Despite the oblique concepts that arose from Southern Mind, Buckeridge found the writing and recording process was more direct than ever, sharing that "writing music together has become a really natural thing" over Lowtide's ten years together as a band.
"I felt like it was a lot quicker to identify the ideas that we all liked and wanted to work on, and [we] just sort of followed those paths wherever they would take us. Some things we'd jam on and we just wouldn't get a vibe and we'd just leave it... I felt like that was a lot easier this time around."
Sonically, Buckeridge says, the biggest difference on Southern Mind was co-vocalist Giles Simon's shift to a custom Fender 6, Buckeridge and Simon employing dual bass lines on previous releases. With the switch to guitar, Simon's compositions moved into a space between Gabe Lewis' guitar and Buckeridge's bass, rather than opposite it, opening "a whole new sphere" to explore melody in.
"It was really exciting, 'cause we all of a sudden felt like we had a lot more scope to explore than we did previously. But, it wasn't really a conscious decision that we made either, [Simon] just decided to get the guitar made and then it sort of fit in perfectly with the way that Lowtide works, especially with Gabe's guitar. Gabe's playing so much, he's got three outputs, you know, he's working with a lot as it is.
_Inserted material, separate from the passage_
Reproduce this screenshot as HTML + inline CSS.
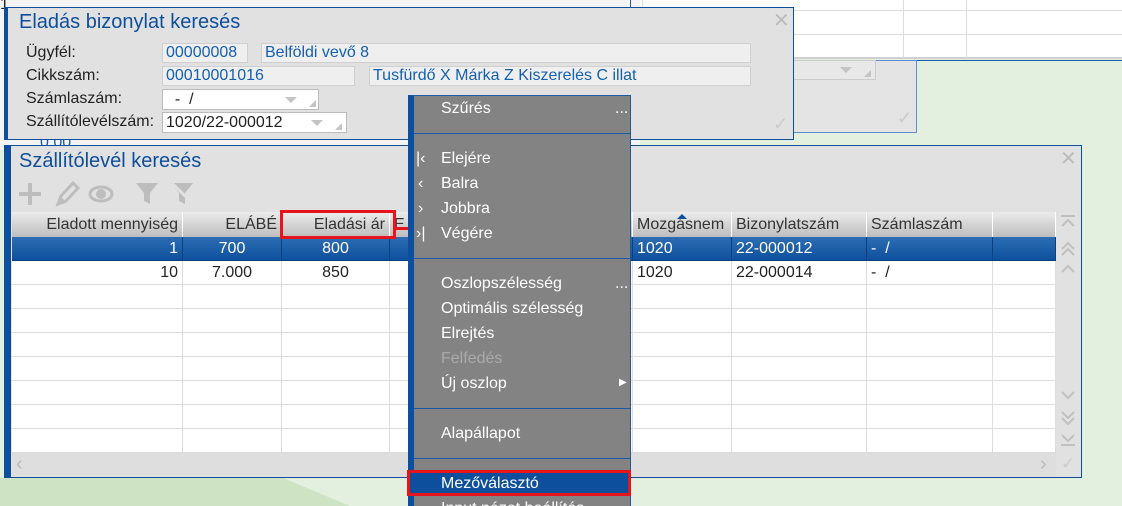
<!DOCTYPE html>
<html><head><meta charset="utf-8"><style>
*{margin:0;padding:0;box-sizing:border-box}
html,body{width:1122px;height:506px;overflow:hidden}
body{position:relative;background:#e3efdf;font-family:"Liberation Sans",Arial,sans-serif;font-size:16px;color:#222}
.a{position:absolute}
.t{white-space:nowrap}
.inp{position:absolute;background:#efefef;border:1px solid #cfcfcf;color:#1560b0;padding-left:3px;line-height:18px;font-size:16px;white-space:nowrap;overflow:hidden}
.cmb{position:absolute;background:#fff;border:1px solid #bbb;color:#222;line-height:19px;padding-left:3px;white-space:nowrap}
.tri{position:absolute;width:0;height:0;border-left:6px solid transparent;border-right:6px solid transparent;border-top:6px solid #c4c4c4}
.crn{position:absolute;width:0;height:0;border-left:7px solid transparent;border-bottom:7px solid #c4c4c4}
.hd{position:absolute;top:212px;height:25px;background:linear-gradient(#ececec,#bdbdbd);border-right:1px solid #fff;line-height:25px;font-size:16px;color:#333;white-space:nowrap;padding:0 4px}
.cell{position:absolute;height:24px;border-right:1px solid #dcdcdc;border-bottom:1px solid #dcdcdc;line-height:24px;white-space:nowrap;padding:0 4px;font-size:16px}
.mi{position:absolute;left:441px;color:#fff;font-size:16px;white-space:nowrap}
.sep{position:absolute;left:414px;width:216px;height:1px;background:#1a5aa8}
</style></head><body>
<div class="a" style="left:0;top:0;width:640px;height:150px;background:#f4f4f4"></div>
<div class="a" style="left:640px;top:0;width:482px;height:58px;background:#fff"></div>
<div class="a" style="left:640px;top:10px;width:482px;height:1px;background:#ddd"></div>
<div class="a" style="left:640px;top:34px;width:482px;height:1px;background:#ddd"></div>
<div class="a" style="left:640px;top:57px;width:482px;height:2px;background:#d0d0d0"></div>
<div class="a" style="left:642px;top:0;width:1px;height:58px;background:#ddd"></div>
<div class="a" style="left:903px;top:0;width:1px;height:58px;background:#ddd"></div>
<div class="a" style="left:966px;top:0;width:1px;height:58px;background:#ddd"></div>
<div class="a" style="left:630px;top:0;width:1px;height:10px;background:#1a5aa8"></div>
<div class="a" style="left:790px;top:60px;width:332px;height:1px;background:#1a5aa8"></div>
<div class="a" style="left:0;top:478px;width:420px;height:28px;background:#cde3c4;clip-path:polygon(0 0,283px 0,350px 28px,0 28px)"></div>
<div class="a t" style="left:0;top:-4px">1</div>
<div class="a t" style="left:40px;top:134px;color:#1560b0">0.00</div>

<div class="a" style="left:780px;top:60px;width:137px;height:73px;background:#e4e4e4;border:1px solid #5b8fcf"></div>
<div class="cmb" style="left:780px;top:60px;width:96px;height:20px;background:#e8e8e8;border-color:#ccc"></div>
<div class="tri" style="left:840px;top:67px"></div><div class="crn" style="left:864px;top:70px"></div>
<div class="a t" style="left:897px;top:108px;color:#ccc;font-size:18px">✓</div>

<div class="a" style="left:4px;top:7px;width:790px;height:133px;background:#e1e1e1;border:1px solid #0d4f9c;border-left:4px solid #0d4f9c"></div>
<div class="a t" style="left:19px;top:11px;font-size:20px;color:#0d4f9c">Eladás bizonylat keresés</div>
<div class="a t" style="left:773px;top:8px;font-size:20px;color:#bbb">✕</div>
<div class="a t" style="left:773px;top:114px;font-size:18px;color:#ccc">✓</div>
<div class="a t" style="left:26px;top:44px">Ügyfél:</div>
<div class="a t" style="left:26px;top:67px">Cikkszám:</div>
<div class="a t" style="left:26px;top:90px">Számlaszám:</div>
<div class="a t" style="left:26px;top:113px">Szállítólevélszám:</div>
<div class="inp" style="left:162px;top:43px;width:86px;height:20px">00000008</div>
<div class="inp" style="left:261px;top:43px;width:490px;height:20px">Belföldi vevő 8</div>
<div class="inp" style="left:162px;top:66px;width:193px;height:20px">00010001016</div>
<div class="inp" style="left:369px;top:66px;width:382px;height:20px">Tusfürdő X Márka Z Kiszerelés C illat</div>
<div class="cmb" style="left:162px;top:89px;width:157px;height:21px">&nbsp;&nbsp;-&nbsp;&nbsp;/</div>
<div class="tri" style="left:285px;top:97px"></div><div class="crn" style="left:309px;top:100px"></div>
<div class="cmb" style="left:162px;top:112px;width:185px;height:21px">1020/22-000012</div>
<div class="tri" style="left:311px;top:120px"></div><div class="crn" style="left:335px;top:123px"></div>

<div class="a" style="left:4px;top:145px;width:1078px;height:333px;background:#e1e1e1;border:1px solid #0d4f9c;border-left:7px solid #0d4f9c"></div>
<div class="a t" style="left:19px;top:150px;font-size:20px;color:#0d4f9c">Szállítólevél keresés</div>
<div class="a t" style="left:1060px;top:146px;font-size:20px;color:#bbb">✕</div>
<svg class="a" style="left:16px;top:180px" width="190" height="28" viewBox="0 0 190 28" fill="none" stroke="#bdbdbd" stroke-width="4">
<path d="M14 3v22M3 14h22"/>
<path d="M42 24l3-8 12-13 5 5-12 13z M44 18l5 5" stroke-width="3"/>
<ellipse cx="85" cy="14" rx="11" ry="7" stroke-width="3"/><circle cx="85" cy="14" r="3" fill="#bdbdbd"/>
<path d="M120 3h22l-8 10v11l-6-3v-8z" fill="#bdbdbd" stroke="none"/>
<path d="M155 3h22l-8 10v11l-6-3v-8z" fill="#bdbdbd" stroke="none"/><path d="M156 3l22 22" stroke="#e1e1e1" stroke-width="3"/>
</svg>
<div class="a" style="left:12px;top:237px;width:1044px;height:216px;background:#fff"></div>
<div class="hd" style="left:12px;width:171px;text-align:right">Eladott mennyiség</div>
<div class="hd" style="left:183px;width:99px;text-align:right">ELÁBÉ</div>
<div class="hd" style="left:282px;width:108px;text-align:right">Eladási ár</div>
<div class="hd" style="left:390px;width:243px">E</div>
<div class="hd" style="left:633px;width:99px">Mozgásnem</div>
<div class="hd" style="left:732px;width:135px">Bizonylatszám</div>
<div class="hd" style="left:867px;width:126px">Számlaszám</div>
<div class="hd" style="left:993px;width:63px"></div>
<div class="a" style="left:677px;top:214px;width:0;height:0;border-left:5px solid transparent;border-right:5px solid transparent;border-bottom:5px solid #0d4f9c"></div>
<div class="a" style="left:12px;top:237px;width:1044px;height:24px;background:linear-gradient(#2c6db3,#0d4f9c)"></div>
<div id="rows"></div>
<script>
var cols=[[12,171,'right'],[183,99,'center'],[282,108,'center'],[390,243,'left'],[633,99,'left'],[732,135,'left'],[867,126,'left'],[993,63,'left']];
var data=[['1','700','800','','1020','22-000012','-&nbsp;&nbsp;/',''],['10','7.000','850','','1020','22-000014','-&nbsp;&nbsp;/','']];
var h='';
for(var r=0;r<9;r++){for(var c=0;c<cols.length;c++){var tx=(data[r]||[])[c]||'';var sel=r==0;
h+='<div class="cell" style="left:'+cols[c][0]+'px;top:'+(237+r*24)+'px;width:'+cols[c][1]+'px;text-align:'+cols[c][2]+';'+(sel?'color:#fff;border-color:#0a3f80;':'')+'">'+tx+'</div>';}}
document.getElementById('rows').innerHTML=h;
</script>
<div class="a" style="left:12px;top:453px;width:1044px;height:24px;background:#dedede"></div>
<div class="a t" style="left:16px;top:453px;font-size:20px;color:#bbb">‹</div>
<div class="a t" style="left:1040px;top:453px;font-size:20px;color:#bbb">›</div>
<div class="a t" style="left:1061px;top:454px;font-size:17px;color:#ccc">✓</div>
<svg class="a" style="left:1058px;top:214px" width="20" height="240" viewBox="0 0 20 240" fill="none" stroke="#c0c0c0" stroke-width="2">
<path d="M3 2h14M4 12l6-6 6 6"/><path d="M4 13l6-6 6 6" transform="translate(0,22)"/><path d="M4 13l6-6 6 6" transform="translate(0,28)"/>
<path d="M4 58l6-6 6 6"/>
<path d="M4 178l6 6 6-6"/><path d="M4 198l6 6 6-6M4 204l6 6 6-6"/><path d="M4 221l6 6 6-6M3 231h14"/>
</svg>
<div class="a" style="left:280px;top:210px;width:116px;height:29px;border:3px solid #e8141b"></div>
<div class="a" style="left:395px;top:227px;width:16px;height:3px;background:#e8141b"></div>
<div class="a" style="left:410px;top:223px;width:0;height:0;border-top:5px solid transparent;border-bottom:5px solid transparent;border-left:10px solid #e8141b"></div>

<div class="a" style="left:408px;top:95px;width:223px;height:420px;background:#838383;border:1px solid #1a5aa8;border-left:6px solid #0d4f9c"></div>
<div class="sep" style="top:133px"></div><div class="sep" style="top:258px"></div><div class="sep" style="top:408px"></div><div class="sep" style="top:458px"></div>
<div class="mi" style="top:100px">Szűrés</div><div class="mi" style="left:615px;top:100px">...</div>
<div class="mi" style="left:416px;top:150px">|‹</div><div class="mi" style="top:150px">Elejére</div>
<div class="mi" style="left:418px;top:175px">‹</div><div class="mi" style="top:175px">Balra</div>
<div class="mi" style="left:418px;top:200px">›</div><div class="mi" style="top:200px">Jobbra</div>
<div class="mi" style="left:416px;top:225px">›|</div><div class="mi" style="top:225px">Végére</div>
<div class="mi" style="top:275px">Oszlopszélesség</div><div class="mi" style="left:615px;top:275px">...</div>
<div class="mi" style="top:300px">Optimális szélesség</div>
<div class="mi" style="top:325px">Elrejtés</div>
<div class="mi" style="top:350px;color:#aaa">Felfedés</div>
<div class="mi" style="top:375px">Új oszlop</div><div class="mi" style="left:619px;top:377px;font-size:10px">▶</div>
<div class="mi" style="top:425px">Alapállapot</div>
<div class="a" style="left:408px;top:471px;width:223px;height:24px;background:#0d4f9c"></div>
<div class="mi" style="top:475px">Mezőválasztó</div>
<div class="mi" style="top:500px">Input nézet beállítás</div>
<div class="a" style="left:407px;top:470px;width:224px;height:26px;border:3px solid #e8141b"></div>
</body></html>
So, especially in the live setting, being able to have another melody line ringing out really strongly as well just - it was really great."
Shortly after completing the album, Lowtide quietly announced Simon's departure, with The Zebras' Jeremy Cole filling in on vocals, bass and Fender 6 on their Euro/UK single tour. "Jez is kind of like Wonder Man," laughs Buckeridge, "you can basically ask him to do anything and he can deliver it."
In the past, the pair's shared lyricism and harmonies have been a sort of trademark, along with their overlapping bass. The band have always maintained the conjoined role was a natural development rather than a gimmick and, having already moved away from that last aspect, we wonder if Simon's departure will create another distinct creative shift or whether someone like Cole will continue to stand-in.
"We are performing all the songs the way that we would," says Buckeridge, "so [Cole] sings all the same parts. And I guess when it comes to writing again, that’s something that we’ll look at. We haven't done any writing in the last few months, since we finished the record, just 'cause we've been getting everything set up.
"I’m sure we would work with the same kind of idea. On this record, Giles and I wrote a lot more separately," says Buckeridge. "We would sort of allocate songs where someone would take the lead, and then the other one would come in and flesh out the bits together at the end, but it was a lot more sort of singular a lot of the time. But there are definitely some songs on the album too where it was a full vocal collaboration from start to finish... I think we just haven't hit that point yet, so I haven't thought about that too much. But it feels like it would be a natural way to approach it moving forward."